The College maintains an atmosphere conducive to the development of curricular as well as co-curricular activities. The Teachers and students have a healthy interaction in academic pursuit as well as co-curricular activities. One wings of combined (boys and girl) NCC is active in training and extension programmes. Two NSS Unitsm Nature Club, Career Guidance Cell, Grievance Redressal Forum, Parent-Teacher Association, Alumni Association, Co-operative store, Compulsory Social Service Schme, Cricket Club etc, are lively agencies of this institution. The College has related itself with the needs of the neighboring people. A post Office functions in the campus with this motive. The Co-operative store provides Telephone facility for students and staff members. Every year, students form a College Union through an election. The College Union takes up the responsibility of representing their ideas, programmes and problems.

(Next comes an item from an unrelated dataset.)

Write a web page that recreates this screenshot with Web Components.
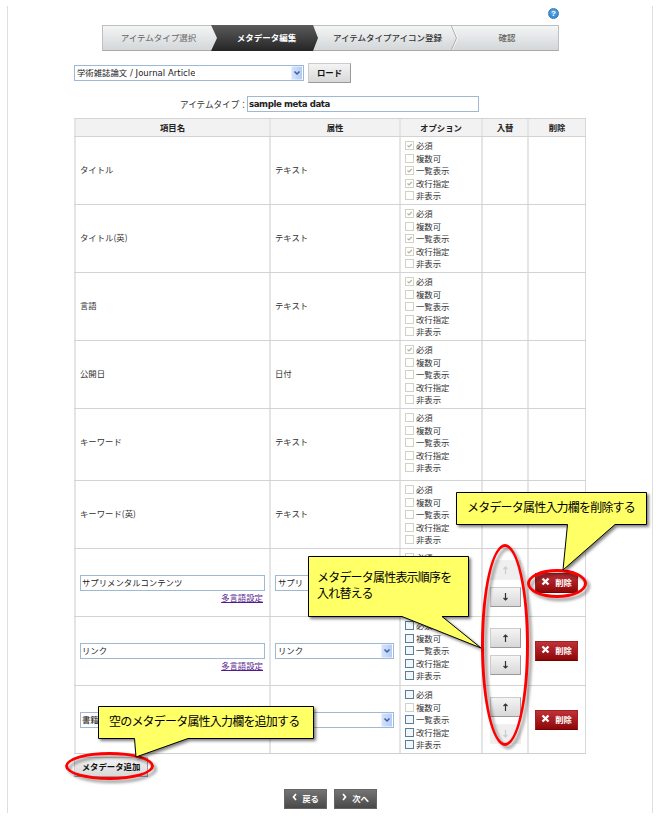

The Staff Council, with the Principal as its Chairman, the heads of Departments and elected staff as its members, meet regularly to evaluate the needs and development of the College. Though the permission of the Government is required in all policy matters, the Principals, Teachers and students strive for the smooth functioning of the College with ambitions and dreams for a steady growth of the institution.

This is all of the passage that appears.